Armed with iron-shod poles to shove up the rapids, and paddles for the deeper pools, our Canadians took their places and we commenced our ascent. My companion was an expert canoeman, but for myself it was my first real lesson in the unsteady little shells, and seated upon the bottom I awaited every moment a sudden bath. Here the water was comparatively smooth, and little was I prepared for the falls and rapids that were ere long to steady my nerves for anything, and prove what a canoe can do when it is well handled.

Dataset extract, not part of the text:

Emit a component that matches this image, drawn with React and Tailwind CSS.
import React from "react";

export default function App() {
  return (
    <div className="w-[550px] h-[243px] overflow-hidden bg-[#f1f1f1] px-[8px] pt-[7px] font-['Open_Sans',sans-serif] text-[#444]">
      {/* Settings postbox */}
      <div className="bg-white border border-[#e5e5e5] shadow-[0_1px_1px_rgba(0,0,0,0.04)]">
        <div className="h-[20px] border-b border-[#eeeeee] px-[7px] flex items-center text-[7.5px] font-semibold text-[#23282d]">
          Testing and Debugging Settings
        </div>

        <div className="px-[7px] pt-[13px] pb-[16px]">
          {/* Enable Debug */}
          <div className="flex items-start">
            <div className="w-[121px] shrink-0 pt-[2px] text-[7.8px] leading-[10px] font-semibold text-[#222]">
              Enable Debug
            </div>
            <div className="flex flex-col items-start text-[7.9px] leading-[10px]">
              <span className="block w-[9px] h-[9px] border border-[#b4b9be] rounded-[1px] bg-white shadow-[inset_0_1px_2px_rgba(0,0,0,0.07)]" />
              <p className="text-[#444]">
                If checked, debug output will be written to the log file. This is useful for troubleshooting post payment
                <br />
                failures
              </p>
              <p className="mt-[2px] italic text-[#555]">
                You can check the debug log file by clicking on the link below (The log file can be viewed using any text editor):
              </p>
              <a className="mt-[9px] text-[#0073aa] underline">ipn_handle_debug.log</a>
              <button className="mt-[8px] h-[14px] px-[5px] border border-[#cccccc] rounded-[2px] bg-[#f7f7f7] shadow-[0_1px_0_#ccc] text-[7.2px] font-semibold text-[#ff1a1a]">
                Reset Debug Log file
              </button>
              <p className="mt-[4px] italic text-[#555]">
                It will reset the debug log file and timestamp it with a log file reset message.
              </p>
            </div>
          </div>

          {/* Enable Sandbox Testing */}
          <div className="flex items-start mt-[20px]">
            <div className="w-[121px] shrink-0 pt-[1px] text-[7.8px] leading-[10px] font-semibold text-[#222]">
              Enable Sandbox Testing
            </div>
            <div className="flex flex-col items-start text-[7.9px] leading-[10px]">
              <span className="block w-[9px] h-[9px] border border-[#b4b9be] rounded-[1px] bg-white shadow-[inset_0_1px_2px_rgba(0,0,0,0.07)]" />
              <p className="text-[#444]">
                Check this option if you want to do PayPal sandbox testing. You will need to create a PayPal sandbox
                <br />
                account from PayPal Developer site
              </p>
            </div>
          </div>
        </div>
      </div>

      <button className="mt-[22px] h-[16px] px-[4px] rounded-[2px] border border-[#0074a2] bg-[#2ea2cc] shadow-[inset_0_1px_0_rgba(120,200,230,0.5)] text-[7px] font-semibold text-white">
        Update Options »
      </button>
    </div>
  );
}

While our head guide, with the musical taste that is inherent in the French nature, rang forth—

“Aimez-moi Nicolas,”

the paddles were being plied vigorously, and we shot into the narrow cleft that forms the bed of the La Val. Straight up from the water’s edge sprung the hills on each side, their grey rocks scarcely half covered with stunted spruce, pine and hemlock, and rarely leaving margin enough for underwood to grow upon the bank. The water, now limpid as crystal, poured down in an ever increasing current, and here and there boiled over a hidden rock. On we forced our way, a bald eagle the only contestant for our sole occupancy of the river, past the grey cliffs, the sombre trees, through dark pools, up rapid currents, by banks of clay greyer than the granite hills themselves. On, on, with steady exertions, at every moment ascending toward the source of the wild stream. The water became shoaler, the currents stronger, and the rapids more rocky as we advanced.

Poling up the rapids was strange indeed. Imagine a torrent pouring, hissing and boiling down over rocks, where the foam glistened and the spray danced into the air, sweeping through narrow channels and leaping up and curling over in crested waves; imagine a light, fragile boat, that a man could lift with one hand, forced against such a current, between or even over the rocks, swayed about, swept hither and thither, and once in a while caught broadside on, and, unless quickly righted, carried to instant destruction. Imagine the excited efforts, the quick directions of the steersman, or forward boatman, whose care it is to head the canoe straight, to choose at a glance the deepest channel, and to keep her clear as possible from the rocks. “Arrête! avance! pousse! à droite! à gauche!” with a thousand others, come streaming forth as she touches, swings round, or tries to take her own head. At times she stops entirely, and by main force alone is she pushed over; the rock being distinctly felt as it bends the thin bark, that by its elasticity gives to the pressure and springs to its place the next instant. The men stand erect, exerting all their strength, and handle their poles like a Paddy his shillelah, first on one side, then on the other, then in front and then behind, the iron taking a firm hold of the slippery rocks. Such was our ascent, and deeply interesting it proved to me, although at first it seemed inevitable that the foaming water must ingulf us all, and, destroying our provisions, leave us, if we escaped at all, shipwrecked mariners upon a desolate coast.